Why did you change PDYP’s focus from gender-only diversity to intersectional diversity?
If you signed PDYP with the intention of wanting more women on panels, this is still the initiative for you! We haven’t changed the initial focus, but expanded it to include other identities that are also marginalized in games that don’t often get the chance to speak about their works or perspectives.

The expansion isn’t to expect everyone involved to micromanage every aspect of amplifying minority voices, but to address the problem that folks had about suggesting that gender is the only way to diversify panels. Our new direction allows for more people to take more action, and shouldn’t change the actions of anyone who signed under the original initiative. If you’d like to be involved and still do exactly what the previous wording suggested, that still works perfectly well with our mission statement!

Doesn’t this movement just tokenize minorities? Shouldn’t marginalized people be on a panel because they’re skilled, not to fulfill a quota?
Diversity and tokenism are not necessarily synonyms. Since panels are active discussions that rely on a level of experience and knowledge, we are ensuring that more people are aware of the different kinds of experience and knowledge marginalized folks can have. There are plenty of qualified folks in games who aren’t given the same platforms as your ordinary white dude, and we just want to make sure they get the chance to participate, too!

I can’t sign my name to this list for various reasons.

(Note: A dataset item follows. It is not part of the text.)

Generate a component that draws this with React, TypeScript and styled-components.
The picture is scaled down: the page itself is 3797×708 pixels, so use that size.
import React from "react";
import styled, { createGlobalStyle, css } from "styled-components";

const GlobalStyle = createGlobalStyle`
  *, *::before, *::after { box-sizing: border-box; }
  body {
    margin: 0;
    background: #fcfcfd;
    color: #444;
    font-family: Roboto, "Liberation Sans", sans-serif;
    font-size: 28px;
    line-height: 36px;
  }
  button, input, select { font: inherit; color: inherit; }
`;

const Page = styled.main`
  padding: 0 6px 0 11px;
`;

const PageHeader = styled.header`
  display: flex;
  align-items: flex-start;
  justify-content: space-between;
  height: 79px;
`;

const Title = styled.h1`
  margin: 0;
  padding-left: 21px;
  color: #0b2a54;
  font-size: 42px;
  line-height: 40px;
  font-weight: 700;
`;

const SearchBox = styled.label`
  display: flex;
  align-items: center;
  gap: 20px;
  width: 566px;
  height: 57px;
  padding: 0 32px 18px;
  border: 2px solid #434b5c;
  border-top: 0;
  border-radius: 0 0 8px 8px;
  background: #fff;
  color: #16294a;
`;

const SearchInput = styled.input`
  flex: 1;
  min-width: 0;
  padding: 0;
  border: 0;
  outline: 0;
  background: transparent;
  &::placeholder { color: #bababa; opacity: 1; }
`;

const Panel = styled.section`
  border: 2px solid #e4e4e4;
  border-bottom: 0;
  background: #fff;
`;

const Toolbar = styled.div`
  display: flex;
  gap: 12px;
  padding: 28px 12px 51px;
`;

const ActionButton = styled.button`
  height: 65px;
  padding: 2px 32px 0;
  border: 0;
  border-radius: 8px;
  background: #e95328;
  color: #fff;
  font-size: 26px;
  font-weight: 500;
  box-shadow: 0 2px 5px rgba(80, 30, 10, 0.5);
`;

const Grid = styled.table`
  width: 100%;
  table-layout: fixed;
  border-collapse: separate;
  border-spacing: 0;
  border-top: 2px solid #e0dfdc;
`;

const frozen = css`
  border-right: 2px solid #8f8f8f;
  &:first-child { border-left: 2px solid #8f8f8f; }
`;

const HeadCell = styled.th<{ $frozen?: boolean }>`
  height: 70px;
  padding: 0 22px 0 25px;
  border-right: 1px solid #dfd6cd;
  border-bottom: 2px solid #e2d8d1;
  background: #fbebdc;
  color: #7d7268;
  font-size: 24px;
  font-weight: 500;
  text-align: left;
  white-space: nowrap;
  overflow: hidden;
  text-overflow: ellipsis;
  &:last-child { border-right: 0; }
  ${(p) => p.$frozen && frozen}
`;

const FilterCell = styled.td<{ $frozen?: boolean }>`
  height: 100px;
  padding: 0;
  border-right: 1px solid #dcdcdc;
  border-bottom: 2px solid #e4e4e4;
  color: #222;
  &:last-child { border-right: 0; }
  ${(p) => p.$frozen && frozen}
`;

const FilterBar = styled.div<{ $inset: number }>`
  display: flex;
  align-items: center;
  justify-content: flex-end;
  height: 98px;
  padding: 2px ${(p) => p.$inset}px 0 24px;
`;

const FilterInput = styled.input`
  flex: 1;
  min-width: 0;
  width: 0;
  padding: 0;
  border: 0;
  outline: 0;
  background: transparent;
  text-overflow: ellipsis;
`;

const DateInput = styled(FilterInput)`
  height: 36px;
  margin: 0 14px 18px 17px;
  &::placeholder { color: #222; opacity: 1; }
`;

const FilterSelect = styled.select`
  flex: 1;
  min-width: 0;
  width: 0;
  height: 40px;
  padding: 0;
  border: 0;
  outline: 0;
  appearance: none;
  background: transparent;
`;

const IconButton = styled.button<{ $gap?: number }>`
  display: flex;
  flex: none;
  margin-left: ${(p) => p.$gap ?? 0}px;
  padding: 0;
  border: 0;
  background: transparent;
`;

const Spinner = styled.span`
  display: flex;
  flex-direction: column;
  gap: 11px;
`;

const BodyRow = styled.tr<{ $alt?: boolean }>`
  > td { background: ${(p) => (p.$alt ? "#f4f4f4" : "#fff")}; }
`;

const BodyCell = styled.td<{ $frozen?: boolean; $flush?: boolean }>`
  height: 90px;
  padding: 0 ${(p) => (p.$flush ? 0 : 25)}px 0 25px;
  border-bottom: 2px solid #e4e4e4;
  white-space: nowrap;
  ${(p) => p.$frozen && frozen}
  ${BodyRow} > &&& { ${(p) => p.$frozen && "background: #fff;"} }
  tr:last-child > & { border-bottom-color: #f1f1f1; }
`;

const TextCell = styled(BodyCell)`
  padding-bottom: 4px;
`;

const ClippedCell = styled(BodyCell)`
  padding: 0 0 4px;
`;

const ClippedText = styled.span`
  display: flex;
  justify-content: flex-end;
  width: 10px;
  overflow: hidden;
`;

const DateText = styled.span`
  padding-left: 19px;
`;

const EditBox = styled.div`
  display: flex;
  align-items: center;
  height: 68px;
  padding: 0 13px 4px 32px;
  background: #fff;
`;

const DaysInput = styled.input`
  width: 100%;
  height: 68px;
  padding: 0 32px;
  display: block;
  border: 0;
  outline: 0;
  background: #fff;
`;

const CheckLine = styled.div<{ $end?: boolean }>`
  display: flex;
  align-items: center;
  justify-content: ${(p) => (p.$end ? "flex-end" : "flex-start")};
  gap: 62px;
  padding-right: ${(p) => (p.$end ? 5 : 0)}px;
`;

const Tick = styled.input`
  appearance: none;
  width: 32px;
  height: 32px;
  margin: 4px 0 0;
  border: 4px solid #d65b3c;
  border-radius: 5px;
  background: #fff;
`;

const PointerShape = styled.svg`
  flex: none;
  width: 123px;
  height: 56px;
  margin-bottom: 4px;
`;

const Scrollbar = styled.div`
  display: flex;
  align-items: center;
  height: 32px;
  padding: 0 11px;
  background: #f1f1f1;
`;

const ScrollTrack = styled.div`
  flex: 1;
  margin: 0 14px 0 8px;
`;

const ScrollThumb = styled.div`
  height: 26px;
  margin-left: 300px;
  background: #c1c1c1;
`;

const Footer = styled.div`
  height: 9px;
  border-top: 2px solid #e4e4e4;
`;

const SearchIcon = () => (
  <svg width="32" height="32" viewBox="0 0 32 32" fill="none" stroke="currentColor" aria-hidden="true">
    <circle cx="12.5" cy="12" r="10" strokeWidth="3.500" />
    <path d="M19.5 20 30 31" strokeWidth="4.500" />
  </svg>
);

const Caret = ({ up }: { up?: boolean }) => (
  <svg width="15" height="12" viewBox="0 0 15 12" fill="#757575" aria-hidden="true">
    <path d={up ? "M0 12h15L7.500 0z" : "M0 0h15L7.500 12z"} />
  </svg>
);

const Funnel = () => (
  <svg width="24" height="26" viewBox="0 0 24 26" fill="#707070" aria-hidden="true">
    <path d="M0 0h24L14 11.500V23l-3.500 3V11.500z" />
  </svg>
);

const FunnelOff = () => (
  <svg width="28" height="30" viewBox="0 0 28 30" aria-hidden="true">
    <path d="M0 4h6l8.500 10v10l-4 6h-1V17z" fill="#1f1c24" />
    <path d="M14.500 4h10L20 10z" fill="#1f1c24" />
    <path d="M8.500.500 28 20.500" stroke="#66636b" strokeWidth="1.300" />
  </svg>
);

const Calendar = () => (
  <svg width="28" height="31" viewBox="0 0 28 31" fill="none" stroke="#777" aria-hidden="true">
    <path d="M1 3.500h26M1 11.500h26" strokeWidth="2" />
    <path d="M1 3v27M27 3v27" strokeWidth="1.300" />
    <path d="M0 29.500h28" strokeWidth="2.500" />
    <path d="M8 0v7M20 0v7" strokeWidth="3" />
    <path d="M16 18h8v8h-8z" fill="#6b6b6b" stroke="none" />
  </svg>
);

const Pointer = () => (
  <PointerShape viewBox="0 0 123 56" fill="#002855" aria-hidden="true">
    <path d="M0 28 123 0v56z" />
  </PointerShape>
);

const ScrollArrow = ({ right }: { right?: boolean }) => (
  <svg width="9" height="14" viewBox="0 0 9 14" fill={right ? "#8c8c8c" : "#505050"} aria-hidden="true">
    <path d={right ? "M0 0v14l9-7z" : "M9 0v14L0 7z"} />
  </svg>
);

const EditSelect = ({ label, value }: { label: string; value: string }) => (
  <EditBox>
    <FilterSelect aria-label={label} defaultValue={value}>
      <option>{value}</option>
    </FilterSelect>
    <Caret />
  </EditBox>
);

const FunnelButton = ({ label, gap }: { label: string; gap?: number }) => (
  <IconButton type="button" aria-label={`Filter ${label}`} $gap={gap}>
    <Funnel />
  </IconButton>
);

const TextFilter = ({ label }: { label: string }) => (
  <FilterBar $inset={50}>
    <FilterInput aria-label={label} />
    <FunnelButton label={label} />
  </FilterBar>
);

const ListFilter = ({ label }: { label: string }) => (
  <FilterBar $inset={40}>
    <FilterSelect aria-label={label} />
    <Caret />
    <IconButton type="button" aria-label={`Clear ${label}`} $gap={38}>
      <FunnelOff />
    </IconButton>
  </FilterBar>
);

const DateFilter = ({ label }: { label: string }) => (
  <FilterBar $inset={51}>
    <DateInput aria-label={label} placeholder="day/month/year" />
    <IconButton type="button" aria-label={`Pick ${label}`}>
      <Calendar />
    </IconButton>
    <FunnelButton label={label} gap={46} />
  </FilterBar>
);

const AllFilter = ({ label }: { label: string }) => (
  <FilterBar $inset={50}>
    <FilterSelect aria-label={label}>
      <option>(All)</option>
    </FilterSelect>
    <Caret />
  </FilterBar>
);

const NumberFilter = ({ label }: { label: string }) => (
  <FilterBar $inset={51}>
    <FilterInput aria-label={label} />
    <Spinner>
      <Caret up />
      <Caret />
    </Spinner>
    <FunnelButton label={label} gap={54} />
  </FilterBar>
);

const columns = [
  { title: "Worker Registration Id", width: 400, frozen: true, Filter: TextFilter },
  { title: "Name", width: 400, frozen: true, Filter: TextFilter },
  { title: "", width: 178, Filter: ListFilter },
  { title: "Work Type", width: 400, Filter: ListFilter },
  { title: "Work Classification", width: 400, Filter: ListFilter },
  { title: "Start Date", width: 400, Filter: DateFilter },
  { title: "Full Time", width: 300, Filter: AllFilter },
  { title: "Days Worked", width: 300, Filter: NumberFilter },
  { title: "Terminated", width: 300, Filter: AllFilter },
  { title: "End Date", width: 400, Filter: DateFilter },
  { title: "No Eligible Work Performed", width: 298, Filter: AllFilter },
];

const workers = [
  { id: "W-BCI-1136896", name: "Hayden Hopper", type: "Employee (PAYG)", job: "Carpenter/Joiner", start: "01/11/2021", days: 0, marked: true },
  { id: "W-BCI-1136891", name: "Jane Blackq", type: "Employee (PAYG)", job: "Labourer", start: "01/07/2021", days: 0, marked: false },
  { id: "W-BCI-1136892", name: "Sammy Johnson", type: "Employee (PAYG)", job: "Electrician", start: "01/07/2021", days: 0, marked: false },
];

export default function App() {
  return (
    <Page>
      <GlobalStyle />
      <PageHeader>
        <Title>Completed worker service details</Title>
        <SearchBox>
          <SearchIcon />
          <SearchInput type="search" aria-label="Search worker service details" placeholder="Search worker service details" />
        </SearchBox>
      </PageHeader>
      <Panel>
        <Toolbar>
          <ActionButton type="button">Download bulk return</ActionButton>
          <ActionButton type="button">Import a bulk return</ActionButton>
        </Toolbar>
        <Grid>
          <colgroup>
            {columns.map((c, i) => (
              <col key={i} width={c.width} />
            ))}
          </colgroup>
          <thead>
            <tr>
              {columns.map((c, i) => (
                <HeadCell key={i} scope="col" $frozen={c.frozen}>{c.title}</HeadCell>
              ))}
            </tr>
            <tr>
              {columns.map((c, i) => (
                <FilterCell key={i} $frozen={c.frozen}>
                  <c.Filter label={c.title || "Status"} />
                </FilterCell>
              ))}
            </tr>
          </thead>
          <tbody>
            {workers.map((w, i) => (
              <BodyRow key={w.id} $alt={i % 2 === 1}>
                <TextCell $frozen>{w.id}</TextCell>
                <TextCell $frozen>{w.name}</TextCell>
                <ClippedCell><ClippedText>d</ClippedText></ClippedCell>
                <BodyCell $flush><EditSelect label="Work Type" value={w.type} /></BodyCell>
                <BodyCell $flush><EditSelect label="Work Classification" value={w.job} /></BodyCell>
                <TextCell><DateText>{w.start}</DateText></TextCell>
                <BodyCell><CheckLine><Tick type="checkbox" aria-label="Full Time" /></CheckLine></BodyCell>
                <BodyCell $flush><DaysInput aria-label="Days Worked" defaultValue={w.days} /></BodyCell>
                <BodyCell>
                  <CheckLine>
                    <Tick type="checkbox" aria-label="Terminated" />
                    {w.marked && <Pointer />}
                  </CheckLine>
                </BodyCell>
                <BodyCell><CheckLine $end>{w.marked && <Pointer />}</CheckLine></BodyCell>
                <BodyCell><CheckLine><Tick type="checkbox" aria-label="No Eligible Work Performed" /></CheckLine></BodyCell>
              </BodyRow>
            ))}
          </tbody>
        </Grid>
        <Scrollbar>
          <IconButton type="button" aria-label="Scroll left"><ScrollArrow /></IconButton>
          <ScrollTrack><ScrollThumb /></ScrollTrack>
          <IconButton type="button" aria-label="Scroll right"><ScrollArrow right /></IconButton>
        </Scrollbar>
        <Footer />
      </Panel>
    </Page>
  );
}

How else can I help?
We totally understand and respect that not everyone is in a position to sign. Thanks for wanting to help out in other ways! If you’re comfortable and able to, we’d love for you to signal boost and share the campaign with others who might be able to sign.

What if I agree to be on a diverse panel but then people drop out, making the panel not diverse anymore?
Unforeseen consequences aren’t in anyone’s control. Our intent isn’t to have signers micromanage every panel, but to promote diversity within it. If there’s enough time that you can suggest a solid replacement, then that’s cool, but we understand that isn’t always the case.

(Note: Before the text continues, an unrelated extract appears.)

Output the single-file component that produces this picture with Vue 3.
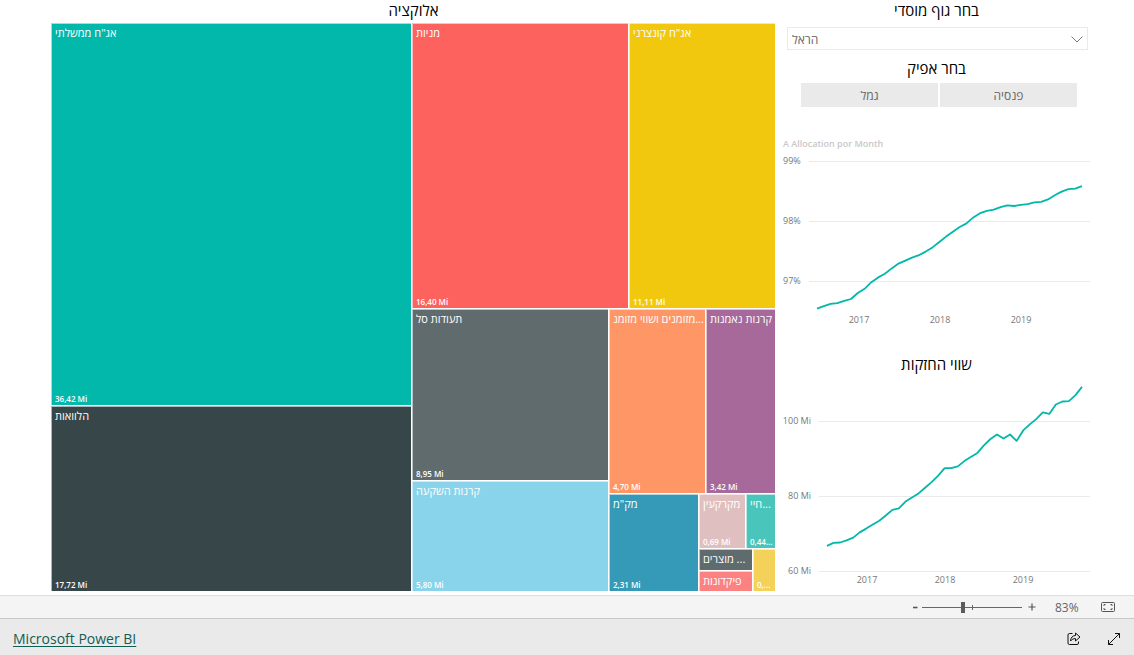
<script setup>
import { ref } from 'vue'

const institution = ref('הראל')
const zoom = ref(41)

const tiles = [
  { area: 'gov', name: 'אג"ח ממשלתי', value: '36,42 Mi' },
  { area: 'loans', name: 'הלוואות', value: '17,72 Mi' },
  { area: 'stocks', name: 'מניות', value: '16,40 Mi' },
  { area: 'corp', name: 'אג"ח קונצרני', value: '11,11 Mi' },
  { area: 'etf', name: 'תעודות סל', value: '8,95 Mi' },
  { area: 'invest', name: 'קרנות השקעה', value: '5,80 Mi' },
  { area: 'cash', name: 'מזומנים ושווי מזומנ...', value: '4,70 Mi' },
  { area: 'mutual', name: 'קרנות נאמנות', value: '3,42 Mi' },
  { area: 'makam', name: 'מק"מ', value: '2,31 Mi' },
  { area: 'land', name: 'מקרקעין', value: '0,69 Mi' },
  { area: 'life', name: 'חיי...', value: '0,44...' },
  { area: 'products', name: 'מוצרים ...', value: '' },
  { area: 'deposits', name: 'פיקדונות', value: '' },
  { area: 'other', name: '', value: '0,...' }
]

const channels = ['גמל', 'פנסיה']

const allocation = [
  96.54, 96.58, 96.62, 96.63, 96.67, 96.7, 96.8, 96.87, 96.98, 97.06, 97.12, 97.21, 97.29, 97.34,
  97.39, 97.43, 97.49, 97.56, 97.65, 97.74, 97.82, 97.9, 97.96, 98.06, 98.13, 98.17, 98.19, 98.23,
  98.26, 98.25, 98.27, 98.28, 98.31, 98.32, 98.36, 98.43, 98.49, 98.53, 98.54, 98.58
]
const holdings = [
  66.7, 67.5, 67.6, 68.2, 68.9, 70.3, 71.3, 72.4, 73.4, 74.8, 76.3, 76.7, 78.5, 79.6, 80.7, 82.2,
  83.7, 85.4, 87.4, 87.4, 87.9, 89.3, 90.4, 91.5, 93.5, 95.2, 96.4, 95.3, 96.4, 94.7, 97.5, 99.1,
  100.5, 102.3, 101.9, 104.4, 105.2, 105.3, 106.9, 109.1
]

function line(values, left, right, y) {
  const step = (right - left) / (values.length - 1)
  return values.map((v, i) => `${(left + i * step).toFixed(1)},${y(v).toFixed(1)}`).join(' ')
}

const charts = {
  allocation: {
    points: line(allocation, 34, 299, (v) => 9 + (99 - v) * 60),
    rows: [{ t: '99%', y: 9 }, { t: '98%', y: 69 }, { t: '97%', y: 129 }],
    years: [{ t: '2017', x: 76 }, { t: '2018', x: 157 }, { t: '2019', x: 238 }]
  },
  holdings: {
    points: line(holdings, 44, 299, (v) => 41 + (100 - v) * 3.75),
    rows: [{ t: '100 Mi', y: 41 }, { t: '80 Mi', y: 116 }, { t: '60 Mi', y: 191 }],
    years: [{ t: '2017', x: 84 }, { t: '2018', x: 162 }, { t: '2019', x: 240 }]
  }
}
</script>

<template>
  <div class="page">
    <main class="report">
      <section class="allocation">
        <h2 class="title">אלוקציה</h2>
        <div class="treemap">
          <div v-for="t in tiles" :key="t.area" class="tile" :class="t.area">
            <span class="name">{{ t.name }}</span>
            <span v-if="t.value" class="value">{{ t.value }}</span>
          </div>
        </div>
      </section>

      <aside class="side">
        <label class="title" for="institution">בחר גוף מוסדי</label>
        <div class="picker">
          <select id="institution" v-model="institution">
            <option>הראל</option>
          </select>
          <svg class="chevron" viewBox="0 0 12 7" aria-hidden="true"><path d="M.5 .5 6 6 11.5 .5" /></svg>
        </div>

        <h2 class="title channel-title">בחר אפיק</h2>
        <div class="channels">
          <button v-for="c in channels" :key="c" type="button">{{ c }}</button>
        </div>

        <h3 class="subtitle">A Allocation por Month</h3>
        <svg class="chart" viewBox="0 0 307 178" role="img" aria-label="A Allocation por Month">
          <g v-for="r in charts.allocation.rows" :key="r.t">
            <line class="grid" x1="26" x2="307" :y1="r.y + 0.5" :y2="r.y + 0.5" />
            <text x="0" :y="r.y + 3">{{ r.t }}</text>
          </g>
          <text v-for="y in charts.allocation.years" :key="y.t" class="mid" :x="y.x" y="171">{{ y.t }}</text>
          <polyline class="series" :points="charts.allocation.points" />
        </svg>

        <h2 class="title holdings-title">שווי החזקות</h2>
        <svg class="chart" viewBox="0 0 307 211" role="img" aria-label="שווי החזקות">
          <g v-for="r in charts.holdings.rows" :key="r.t">
            <line class="grid" x1="36" x2="307" :y1="r.y + 0.5" :y2="r.y + 0.5" />
            <text class="end" x="28" :y="r.y + 3">{{ r.t }}</text>
          </g>
          <text v-for="y in charts.holdings.years" :key="y.t" class="mid" :x="y.x" y="203">{{ y.t }}</text>
          <polyline class="series" :points="charts.holdings.points" />
        </svg>
      </aside>
    </main>

    <div class="zoombar">
      <button type="button" class="step" aria-label="Zoom out">
        <svg viewBox="0 0 10 10"><path d="M3 5.500h4.500" stroke-width="1.600" /></svg>
      </button>
      <div class="slider">
        <input v-model="zoom" type="range" min="0" max="100" aria-label="Zoom" />
      </div>
      <button type="button" class="step" aria-label="Zoom in">
        <svg viewBox="0 0 10 10"><path d="M1.500 5h7M5 1.500v7" stroke-width="1.200" /></svg>
      </button>
      <span class="percent">83%</span>
      <button type="button" class="fit" aria-label="Fit to page">
        <svg viewBox="0 0 15 11">
          <rect x=".5" y=".5" width="13" height="9" rx="1" />
          <path d="M3 4V2.500h1.500M9.500 2.500H11V4M11 6v1.500H9.500M4.500 7.500H3V6" />
        </svg>
      </button>
    </div>

    <footer class="footer">
      <a href="#">Microsoft Power BI</a>
      <div class="actions">
        <button type="button" aria-label="Share">
          <svg viewBox="0 0 14 14">
            <path d="M5.500 1.500h-3a1.500 1.500 0 0 0-1.500 1.500v8a1.500 1.500 0 0 0 1.500 1.500h7.500a1.500 1.500 0 0 0 1.500-1.500v-1.500" />
            <path d="M8.500 1v2.500C5.500 3.600 3.800 5.500 3.500 9 5 7.200 6.500 6.600 8.500 6.600V9L13 5z" />
          </svg>
        </button>
        <button type="button" aria-label="Full screen">
          <svg viewBox="0 0 14 14"><path d="M1.500 12.500l11-11M8 1.500h4.500V6M1.500 8v4.500H6" /></svg>
        </button>
      </div>
    </footer>
  </div>
</template>

<style>
body {
  margin: 0;
  background: #fff;
}
</style>

<style scoped>
.page {
  min-height: 100vh;
  display: flex;
  flex-direction: column;
  font-family: "Open Sans", "Noto Sans", "DejaVu Sans", sans-serif;
  color: #000;
}
button {
  border: 0;
  padding: 0;
  background: none;
  font: inherit;
  color: inherit;
}
svg {
  display: block;
}
.report {
  flex: 1;
  display: flex;
  gap: 7px;
  padding: 0 44px 3px 51px;
}
.allocation {
  flex: 725 1 0;
  min-width: 0;
  display: flex;
  flex-direction: column;
}
.side {
  flex: 307 1 0;
  min-width: 0;
  display: flex;
  flex-direction: column;
}
.title {
  display: block;
  margin: 0;
  height: 23px;
  line-height: 20px;
  font-size: 15px;
  font-weight: 400;
  text-align: center;
}

/* Treemap */
.treemap {
  flex: 1;
  display: grid;
  grid-template-columns:
    minmax(0, 361fr) minmax(0, 197fr) minmax(0, 20fr) minmax(0, 70fr)
    minmax(0, 7fr) minmax(0, 40fr) minmax(0, 7fr) minmax(0, 23fr);
  grid-template-rows:
    minmax(0, 286fr) minmax(0, 97fr) minmax(0, 75fr) minmax(0, 13fr)
    minmax(0, 55fr) minmax(0, 22fr) minmax(0, 21fr);
}
.tile {
  display: flex;
  flex-direction: column;
  justify-content: space-between;
  overflow: hidden;
  margin: 0 1px 1px 0;
  padding: 2px 3px 0;
  border: solid rgba(255, 255, 255, 0.6);
  border-width: 1px 0 0 1px;
  color: #fff;
  white-space: nowrap;
}
.name {
  font-size: 11px;
  line-height: 14px;
}
.value {
  font-size: 8px;
  line-height: 12px;
  font-weight: 600;
}
.gov { grid-area: 1 / 1 / 3 / 2; background: #01b8aa; }
.loans { grid-area: 3 / 1 / 8 / 2; background: #374649; }
.stocks { grid-area: 1 / 2 / 2 / 4; background: #fd625e; }
.corp { grid-area: 1 / 4 / 2 / 9; background: #f2c80f; }
.etf { grid-area: 2 / 2 / 4 / 3; background: #5f6b6d; }
.invest { grid-area: 4 / 2 / 8 / 3; background: #8ad4eb; }
.cash { grid-area: 2 / 3 / 5 / 6; background: #fe9666; }
.mutual { grid-area: 2 / 6 / 5 / 9; background: #a66999; }
.makam { grid-area: 5 / 3 / 8 / 5; background: #3599b8; }
.land { grid-area: 5 / 5 / 6 / 7; background: #dfbfbf; }
.life { grid-area: 5 / 7 / 6 / 9; background: #4ac5bb; }
.products { grid-area: 6 / 5 / 7 / 8; background: #5f6b6d; }
.deposits { grid-area: 7 / 5 / 8 / 8; background: #fb8281; }
.other { grid-area: 6 / 8 / 8 / 9; background: #f4d25a; justify-content: flex-end; }

/* Filters */
.picker {
  position: relative;
  margin: 4px 2px 0 4px;
}
.picker select {
  display: block;
  width: 100%;
  height: 23px;
  padding: 1px 24px 0 4px;
  border: 1px solid #eaeaea;
  border-radius: 0;
  appearance: none;
  background: #fff;
  color: #666;
  font: 12px "Open Sans", "Noto Sans", sans-serif;
}
.chevron {
  position: absolute;
  right: 5px;
  top: 9px;
  width: 12px;
  height: 7px;
  fill: none;
  stroke: #777;
  pointer-events: none;
}
.channel-title {
  margin-top: 8px;
  height: 25px;
}
.channels {
  display: flex;
  gap: 2px;
  margin: 0 13px 0 18px;
}
.channels button {
  flex: 1;
  height: 24px;
  background: #eaeaea;
  color: #666;
  font-size: 12px;
}

/* Charts */
.subtitle {
  margin: 30px 0 0;
  height: 15px;
  line-height: 14px;
  font-size: 9px;
  font-weight: 600;
  color: #c8c8c8;
}
.chart {
  width: 100%;
}
.chart text {
  font-size: 9px;
  fill: #777;
}
.chart .mid {
  text-anchor: middle;
}
.chart .end {
  text-anchor: end;
}
.grid {
  stroke: #eaeaea;
}
.series {
  fill: none;
  stroke: #01b8aa;
  stroke-width: 1.800;
  stroke-linejoin: round;
}
.holdings-title {
  margin-top: 24px;
  height: 26px;
}

/* Zoom bar */
.zoombar {
  display: flex;
  align-items: center;
  justify-content: flex-end;
  height: 22px;
  padding-right: 18px;
  border-top: 1px solid #dedede;
  background: #f4f4f4;
  color: #666;
}
.step svg {
  width: 10px;
  height: 10px;
  stroke: #555;
}
.slider {
  position: relative;
  width: 100px;
  margin: 0 5px 0 2px;
}
.slider::after {
  content: "";
  position: absolute;
  left: 50px;
  top: 9px;
  width: 1px;
  height: 5px;
  background: #666;
}
.slider input {
  display: block;
  width: 100%;
  height: 22px;
  margin: 0;
  appearance: none;
  background: linear-gradient(#666, #666) center / 100% 1px no-repeat;
}
.slider input::-webkit-slider-thumb {
  appearance: none;
  width: 4px;
  height: 11px;
  background: #5c5c5c;
}
.percent {
  width: 64px;
  box-sizing: border-box;
  padding-left: 18px;
  font-size: 12px;
}
.fit svg {
  width: 15px;
  height: 11px;
  fill: none;
  stroke: #555;
}

/* Footer */
.footer {
  display: flex;
  align-items: center;
  justify-content: space-between;
  height: 36px;
  padding: 0 13px;
  border-top: 1px solid #c8c8c8;
  background: #eaeaea;
}
.footer a {
  margin-top: 4px;
  font-size: 14px;
  line-height: 20px;
  color: #0f5e56;
  text-decoration: underline;
  text-underline-offset: 2px;
}
.actions {
  display: flex;
  gap: 26px;
  padding-top: 3px;
}
.actions svg {
  width: 14px;
  height: 14px;
  fill: none;
  stroke: #111;
}
</style>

How many marginalized people need to be on a panel for me to be comfortable being on it?
Your comfort level entirely depends on you. We would encourage you to advocate for as many people as possible, but we also understand that you might not have control of structuring the entire panel. Again, this initiative isn’t about micromanaging, but about supporting change through controllable actions. Do what you can within your control!

I’m not sure what diversity can look like. How do I know I’m qualified to judge who is diverse on a panel?
This is a great question since you can’t always confirm a person’s identity just by looking at them. If you’re invited to a panel, take the time to do some research on the other panelists beforehand. One way to tell if you’re not on a diverse panel is to see if they’re all straight, white, able-bodied cisgender dudes! If those are your fellow panelists, it’s time to advocate for a new voice, or new voices.

What if I’m on a panel of all men, but the men represent a variety of marginalized groups? Is that okay?
Yes. PDYP is an intersectional effort that aims to empower voices. It’s easy to point at men as the only oppressors, but in reality we should work to empower the voices of queer men, transgender men, men of colour, men with disabilities, and so on!

Doesn’t this whole idea put the privileged and the marginalized into an us-vs-them situation? Isn’t this more combative and confrontational than is necessary?
Not at all! The fact is, marginalized people will always be in public spaces with privileged people, and this is a chance to make those spaces as welcome and safe as possible. By encouraging more diversity on panels, we’re only building stronger, more vibrant communities. This is not a plan to silence anyone, but to empower them. As soon we pass the mic and share our spaces with marginalized voices, we’ll be able to expand our ideas and hear different experiences.

Where can I find marginalized people to put on my panel?
We’re currently working on a lovely spreadsheet to help with this. If you’d like to be on that spreadsheet, email us at plz-diversify-your-panel[at]googlegroups!

I’m on a panel with marginalized people. Now what?
It comes down to proper social etiquette! Let people speak when it’s their turn, address your fellow panelists by their preferred pronouns, and listen to their experience without letting your own experience invalidate or question it.

Who runs Plz Diversify Your Panel?
Soha Kareem, Nina White, and Anthony Burch. You can reach them at plz-diversify-your-panel[at]

Trick Dempsey

I’m Trick Dempsey, the Creative Lead on Defiance at Trion Worlds. Games can be bigger than just a boys club for white men. In fact, they already are. Let’s keep our panels as diverse as our audience.

Yann Seznec

I’m Yann from Lucky Frame, a tiny creative studio in Edinburgh (we made Bad Hotel, Wave Trip, Nightmare Cooperative, Roflpillar, organised Tacos Bluegrass & Videogames, etc)
I’m currently engaged in a somewhat strong discussion with a gaming event here in Scotland regarding their diversity of speakers (or rather, lack thereof), and I’m sending them a link to your site to help my cause. If you add me to your list of people who won’t be involved in homogenous panels I would be very proud. 

Andy Wallace

I’m Andy Wallace, a dude who makes games like PARTICLE MACE and who works at Golden Ruby Games. I’m also a dude who is pretty tired of seing a bunch of other white dudes on stage talking about games by white dudes. So I’m all for diversifying this thing!
Instead of being on a not-so-diverse panel, I guess I’ll probably be home programming or listing to the ladies from Code Liberation give a talk.

Leo Loikkanen

Leo Loikkanen makes art, animation and twine games.

-Anthony (lemme know if this bio sucks and I’ll change it!)

Mark Diaz Truman

Mark Diaz Truman is an indie tabletop RPG designer at Magpie games, as well as a community organizer, teacher, and social entrepreneur.

-Anthony (lemme know if this bio sucks and I’ll change it)

Cryss Leonhart

Cryss writes for and is the English speaking community manager for Aeria Games.

-Anthony (lemme know if I messed up your bio so I can replace it)

Randy Pitchford

I am the President of Gearbox Software and I strongly feel that if our industry is to succeed at entertaining the world, it must become increasingly representative of the diversity of the world. Therefore, I sincerely pledge to honor the objectives and spirit of the Diversify Your Panel initiative.

Revelry Gaming

[We are] a small gaming community and we’ve just started podcasting.  However small and unknown we are, we pledge to at all times maintain a diverse panel when podcasting.